Although grounds-keeping services are severable in nature, they are also considered commercial services. Per HHSAR 332.703-72, the use of incremental funding under fixed price (as well as time and materials and labor-hour) contracts is not permitted when acquiring commercial items (including services). Accordingly, that alternative is not available for this particular contract.

Given these facts, there are two potential alternatives for continuing to fund these services; however, each one must be coordinated with the responsible program and budget/finance offices to determine plans for implementing the CR.

  1. The preferred approach, if feasible based on the IHS CR operating plan, would be to fund the entire 12-month option period in the same manner as if there were an appropriation (e.g., application of bona fide need, use Federal Acquisition Streamlining Act (FASA) authority to cross fiscal years).
  2. Otherwise, negotiate with the contractor to divide the remaining 1-year option into smaller option periods (e.g., two 6-month options, three 4-month options, four 3-month options, etc.). This would negate the Government’s unilateral right to the existing option year pricing, re-open price negotiations, and require a contract modification signed by both parties.
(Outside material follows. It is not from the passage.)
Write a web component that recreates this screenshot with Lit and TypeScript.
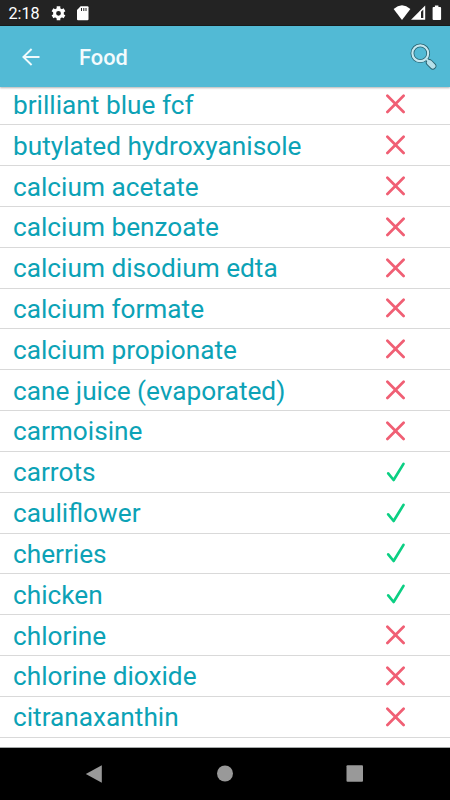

    1. This alternative would likely be more expensive than funding the full 12-month option period and create funding challenges. Using multiple options rather than the single 12-month option still allows use of the authority provided by FASA to cross fiscal year lines. For example, if four 3-month option periods were established, the final 3-month option period (August 1, 2011 through October 31, 2011) could be funded using current FY 2011 funds and cross into the subsequent fiscal year (FY 2012 begins on October 1, 2011).  
    2. A further limitation is that performance can continue only upon the CO’s notice and execution of the appropriate contract modification, in this case, funding the next option period. Any direction to encourage performance beyond the option period funded may result in an Anti-Deficiency Act violation.
    3. In planning for the next contract, the Project Officer should try to make the 12-month base period and each option run from January through December to minimize the potential effect of a CR.